Nor is it selfish to round out good health efforts by setting aside time every day, away from the business of life’s routines, for reading, writing in a journal, listening to music, or working at a creative hobby.
The National Center for Complementary and Alternative Health, established at the National Institutes of Health in 1998, publishes a newsletter featuring not only professional practice materials but resources for patients. Integrative medicine draws together practitioners in the disciplines of yoga, massage therapy, relaxation and meditative therapies, and traditional mind and body healing arts, all things known to relieve stress and help people battle complications of chronic illness. It’s important to keep your mind open to opportunities to care for your inner being in spirited and intentional ways.
Be sure to discuss your interest in alternative and holistic healing with your doctor before deciding to adopt a complementary therapy regimen.

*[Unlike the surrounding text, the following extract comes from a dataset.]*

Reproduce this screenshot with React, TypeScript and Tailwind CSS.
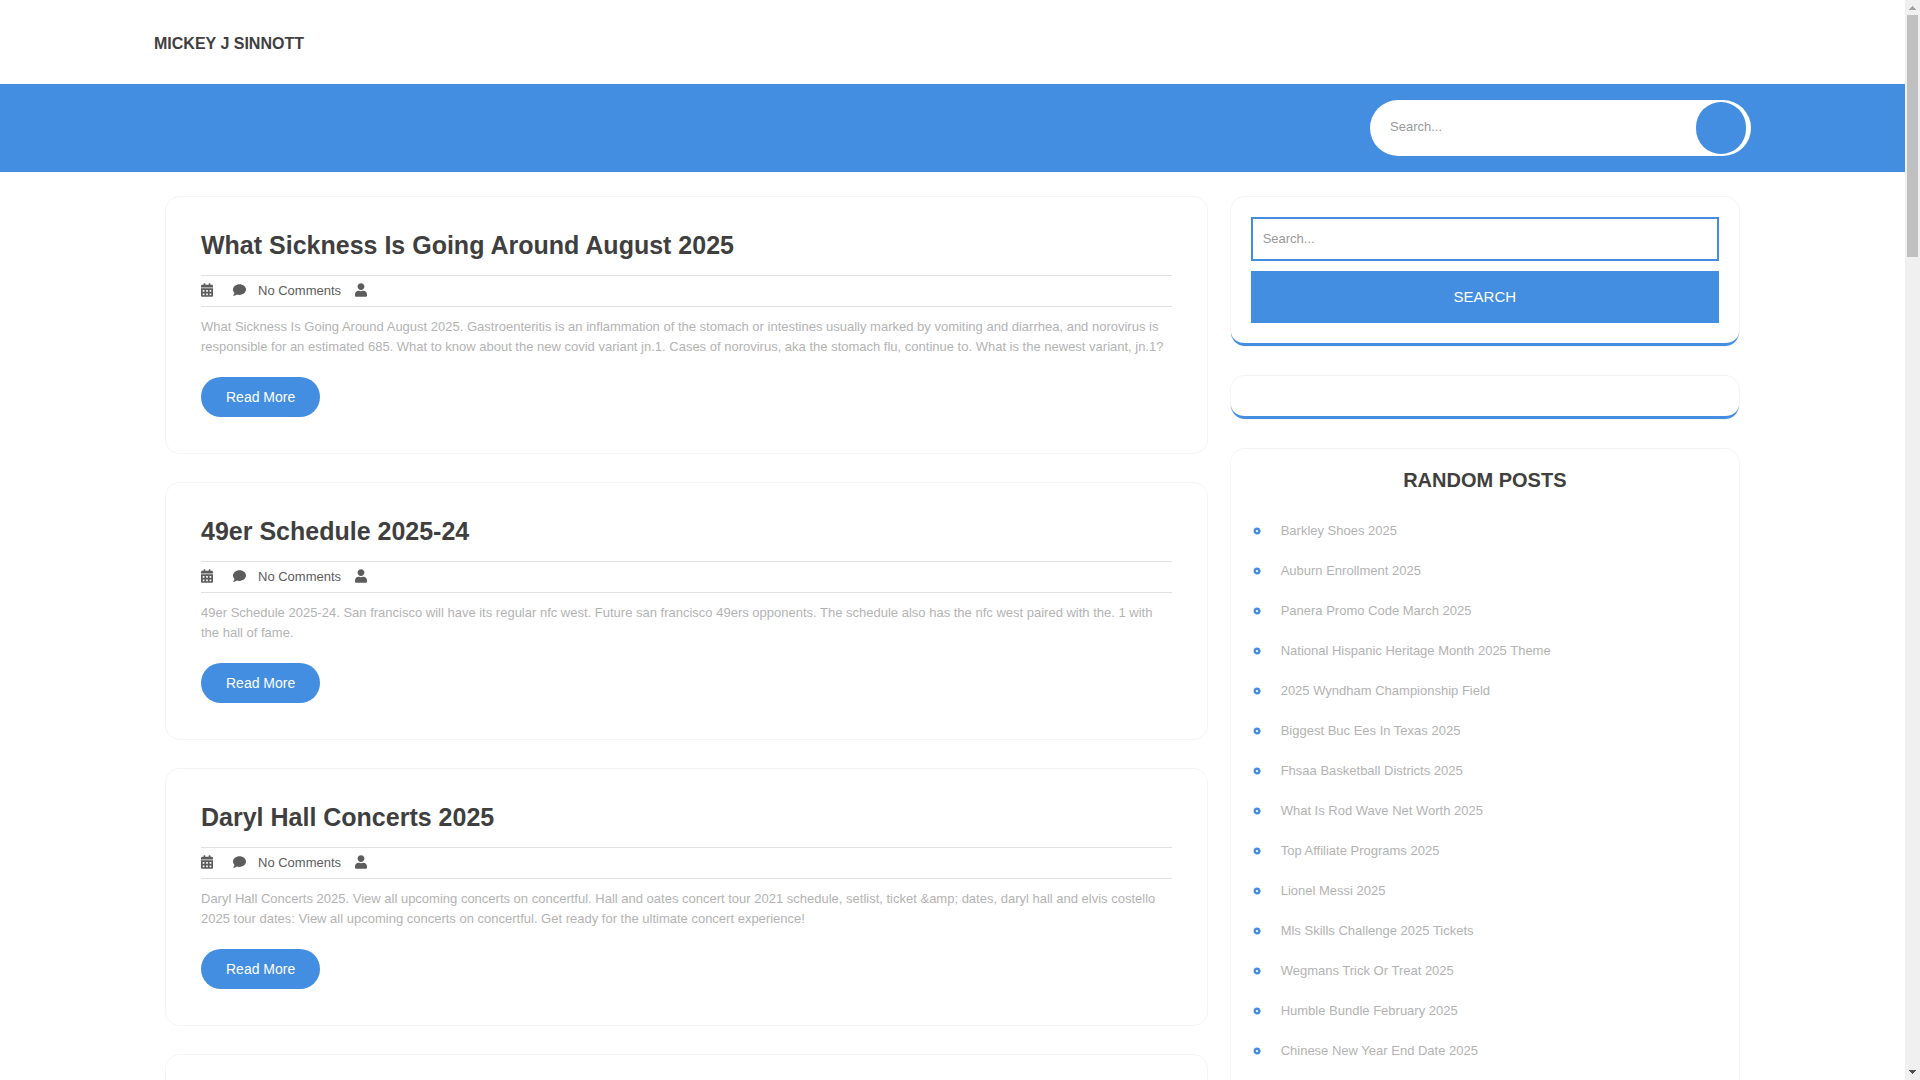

Staying Engaged In Your Professional Care
The second article in this series, focused more on seniors, encouraged them to be candid with their care professionals about all aspects of their lives; in truth that’s sound advice regardless of age. The anxiety that accompanies diagnosis, or the onset of a complication of diabetes, or a change in treatment, is something to be expected; just remember that it’s the body’s, and the mind’s, natural response to help prepare you for the challenges ahead.
Of course, lingering problems with irritability, restlessness, sleeplessness, and fear, brought on by the uncertainties of success with diabetes self care, are not natural, nor helpful. They are warning flags for serious, debilitating anxiety disorders and depression, problems no one can be expected to battle alone. Experience among physicians who work with chronically ill patients, reported consistently throughout the medical literature, has demonstrated that uninhibited doctor and patient conversation itself brings about a therapeutic benefit the patient can feel almost immediately. It slows down the emotional anticipation machine. And because it enables you to pivot in a better direction, it’s a powerful tool when it comes to quality of life.